(YOUR INSTRUCTIONS):
Select the lines that contain "this" and copy each of them.

(EXTRACTED ENTRIES):
────────────────────
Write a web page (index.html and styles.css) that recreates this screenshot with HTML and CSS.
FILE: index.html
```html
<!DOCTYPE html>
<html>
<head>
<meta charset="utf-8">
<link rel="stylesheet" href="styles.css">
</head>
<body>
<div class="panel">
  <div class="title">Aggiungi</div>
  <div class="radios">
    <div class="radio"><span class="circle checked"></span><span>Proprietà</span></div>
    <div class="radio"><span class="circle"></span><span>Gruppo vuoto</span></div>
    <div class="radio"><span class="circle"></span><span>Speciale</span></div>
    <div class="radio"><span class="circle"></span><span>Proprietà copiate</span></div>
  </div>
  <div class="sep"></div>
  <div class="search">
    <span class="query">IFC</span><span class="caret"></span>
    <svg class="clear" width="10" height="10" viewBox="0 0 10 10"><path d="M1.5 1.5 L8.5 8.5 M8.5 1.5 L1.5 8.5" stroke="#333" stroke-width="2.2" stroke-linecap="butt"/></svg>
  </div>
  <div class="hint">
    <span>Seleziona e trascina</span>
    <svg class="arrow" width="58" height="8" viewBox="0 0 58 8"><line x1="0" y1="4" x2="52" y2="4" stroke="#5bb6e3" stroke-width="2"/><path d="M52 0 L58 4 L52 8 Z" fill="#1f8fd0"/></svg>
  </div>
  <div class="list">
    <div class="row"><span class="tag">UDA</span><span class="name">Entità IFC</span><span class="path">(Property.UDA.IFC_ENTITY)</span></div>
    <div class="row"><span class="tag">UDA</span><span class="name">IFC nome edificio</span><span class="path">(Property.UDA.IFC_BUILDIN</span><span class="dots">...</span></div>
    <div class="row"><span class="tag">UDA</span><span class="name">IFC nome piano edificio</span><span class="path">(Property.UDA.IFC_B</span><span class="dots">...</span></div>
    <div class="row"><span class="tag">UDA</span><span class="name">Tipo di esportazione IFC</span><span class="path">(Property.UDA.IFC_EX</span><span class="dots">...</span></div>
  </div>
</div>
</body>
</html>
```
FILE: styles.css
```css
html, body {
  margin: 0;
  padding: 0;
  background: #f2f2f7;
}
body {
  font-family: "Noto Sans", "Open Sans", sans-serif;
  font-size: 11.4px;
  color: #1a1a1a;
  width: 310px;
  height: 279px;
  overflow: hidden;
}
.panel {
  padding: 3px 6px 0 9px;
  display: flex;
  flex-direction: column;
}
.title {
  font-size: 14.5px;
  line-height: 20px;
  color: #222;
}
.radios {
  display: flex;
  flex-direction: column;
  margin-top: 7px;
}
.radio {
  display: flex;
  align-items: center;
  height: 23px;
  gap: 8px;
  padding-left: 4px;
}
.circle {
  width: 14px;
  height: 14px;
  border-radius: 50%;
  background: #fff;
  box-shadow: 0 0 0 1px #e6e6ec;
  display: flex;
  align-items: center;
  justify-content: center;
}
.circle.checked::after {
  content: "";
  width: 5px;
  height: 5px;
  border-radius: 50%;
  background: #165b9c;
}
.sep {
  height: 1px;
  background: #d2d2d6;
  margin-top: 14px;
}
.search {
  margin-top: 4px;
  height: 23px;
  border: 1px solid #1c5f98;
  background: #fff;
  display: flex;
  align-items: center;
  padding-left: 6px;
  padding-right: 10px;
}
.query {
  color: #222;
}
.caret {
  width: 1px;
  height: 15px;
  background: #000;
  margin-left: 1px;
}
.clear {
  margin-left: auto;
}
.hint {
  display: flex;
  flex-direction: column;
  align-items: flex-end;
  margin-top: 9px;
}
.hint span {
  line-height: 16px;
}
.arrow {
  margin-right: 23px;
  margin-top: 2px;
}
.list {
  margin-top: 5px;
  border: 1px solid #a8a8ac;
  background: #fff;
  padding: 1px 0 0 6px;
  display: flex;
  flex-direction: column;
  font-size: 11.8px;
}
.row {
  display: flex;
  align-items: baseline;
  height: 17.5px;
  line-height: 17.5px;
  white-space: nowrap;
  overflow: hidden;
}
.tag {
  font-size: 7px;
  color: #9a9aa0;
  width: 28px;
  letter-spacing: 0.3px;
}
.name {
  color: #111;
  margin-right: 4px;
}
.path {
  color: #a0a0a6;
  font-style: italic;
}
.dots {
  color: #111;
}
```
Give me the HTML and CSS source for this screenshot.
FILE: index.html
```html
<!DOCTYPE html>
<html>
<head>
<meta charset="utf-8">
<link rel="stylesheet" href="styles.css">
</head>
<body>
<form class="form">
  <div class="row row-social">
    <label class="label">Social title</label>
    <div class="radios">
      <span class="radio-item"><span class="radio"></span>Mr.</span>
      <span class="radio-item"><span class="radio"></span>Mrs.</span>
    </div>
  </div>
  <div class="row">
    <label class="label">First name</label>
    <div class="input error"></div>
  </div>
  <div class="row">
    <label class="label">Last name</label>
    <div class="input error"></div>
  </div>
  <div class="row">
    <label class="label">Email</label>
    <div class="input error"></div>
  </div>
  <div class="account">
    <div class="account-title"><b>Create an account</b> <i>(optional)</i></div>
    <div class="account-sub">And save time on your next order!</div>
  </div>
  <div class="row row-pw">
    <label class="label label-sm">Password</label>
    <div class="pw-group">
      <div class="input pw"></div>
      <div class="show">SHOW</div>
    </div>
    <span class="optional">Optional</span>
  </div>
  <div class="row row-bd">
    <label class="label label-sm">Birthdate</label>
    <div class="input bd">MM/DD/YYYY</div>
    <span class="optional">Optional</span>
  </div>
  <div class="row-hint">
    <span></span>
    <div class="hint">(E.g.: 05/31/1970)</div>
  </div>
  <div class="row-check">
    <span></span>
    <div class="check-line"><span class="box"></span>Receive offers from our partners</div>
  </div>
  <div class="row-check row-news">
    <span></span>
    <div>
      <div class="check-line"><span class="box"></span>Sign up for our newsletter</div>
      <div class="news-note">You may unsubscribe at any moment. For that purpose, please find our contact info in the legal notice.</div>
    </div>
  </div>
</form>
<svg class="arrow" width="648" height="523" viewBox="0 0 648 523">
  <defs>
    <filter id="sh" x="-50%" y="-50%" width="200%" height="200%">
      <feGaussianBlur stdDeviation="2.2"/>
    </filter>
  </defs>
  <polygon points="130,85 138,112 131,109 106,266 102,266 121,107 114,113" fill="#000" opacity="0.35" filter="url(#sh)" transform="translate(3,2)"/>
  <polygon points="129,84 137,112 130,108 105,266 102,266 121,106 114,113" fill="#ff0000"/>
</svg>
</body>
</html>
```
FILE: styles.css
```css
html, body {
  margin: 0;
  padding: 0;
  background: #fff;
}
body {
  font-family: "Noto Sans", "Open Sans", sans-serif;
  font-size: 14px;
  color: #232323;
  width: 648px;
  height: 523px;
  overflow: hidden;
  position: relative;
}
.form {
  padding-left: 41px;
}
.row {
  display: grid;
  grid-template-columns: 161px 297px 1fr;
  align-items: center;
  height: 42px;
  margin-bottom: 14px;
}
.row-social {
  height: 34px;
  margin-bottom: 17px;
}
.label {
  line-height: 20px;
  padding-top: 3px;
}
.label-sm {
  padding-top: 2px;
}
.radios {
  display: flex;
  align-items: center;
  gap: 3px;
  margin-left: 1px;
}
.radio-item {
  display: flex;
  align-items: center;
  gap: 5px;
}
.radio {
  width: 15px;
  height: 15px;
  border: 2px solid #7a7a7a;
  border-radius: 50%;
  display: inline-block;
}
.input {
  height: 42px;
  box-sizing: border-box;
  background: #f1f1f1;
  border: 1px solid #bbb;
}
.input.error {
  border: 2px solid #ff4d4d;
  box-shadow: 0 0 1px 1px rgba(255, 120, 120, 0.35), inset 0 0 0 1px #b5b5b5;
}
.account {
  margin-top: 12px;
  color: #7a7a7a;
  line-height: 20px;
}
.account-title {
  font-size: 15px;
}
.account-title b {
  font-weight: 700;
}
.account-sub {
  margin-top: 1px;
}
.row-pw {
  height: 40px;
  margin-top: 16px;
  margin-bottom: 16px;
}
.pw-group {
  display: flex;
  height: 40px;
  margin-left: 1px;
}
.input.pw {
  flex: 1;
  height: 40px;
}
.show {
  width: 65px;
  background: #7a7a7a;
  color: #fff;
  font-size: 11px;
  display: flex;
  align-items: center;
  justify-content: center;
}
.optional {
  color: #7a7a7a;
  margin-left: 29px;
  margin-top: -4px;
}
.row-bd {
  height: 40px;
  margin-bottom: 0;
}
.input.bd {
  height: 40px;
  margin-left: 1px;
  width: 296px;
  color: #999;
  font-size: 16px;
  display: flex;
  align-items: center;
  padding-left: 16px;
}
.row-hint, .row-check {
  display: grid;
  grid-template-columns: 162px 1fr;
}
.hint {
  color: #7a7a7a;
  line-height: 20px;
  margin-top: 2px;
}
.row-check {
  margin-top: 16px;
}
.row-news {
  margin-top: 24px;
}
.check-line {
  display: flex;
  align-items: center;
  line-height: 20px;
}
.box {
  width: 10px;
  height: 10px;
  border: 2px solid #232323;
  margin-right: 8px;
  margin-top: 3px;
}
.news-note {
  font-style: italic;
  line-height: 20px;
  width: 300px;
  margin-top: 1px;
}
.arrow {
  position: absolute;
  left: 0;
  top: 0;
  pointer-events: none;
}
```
────────────────────
(EXERCISE SOLUTION):
Write a web page (index.html and styles.css) that recreates this screenshot with HTML and CSS.
Give me the HTML and CSS source for this screenshot.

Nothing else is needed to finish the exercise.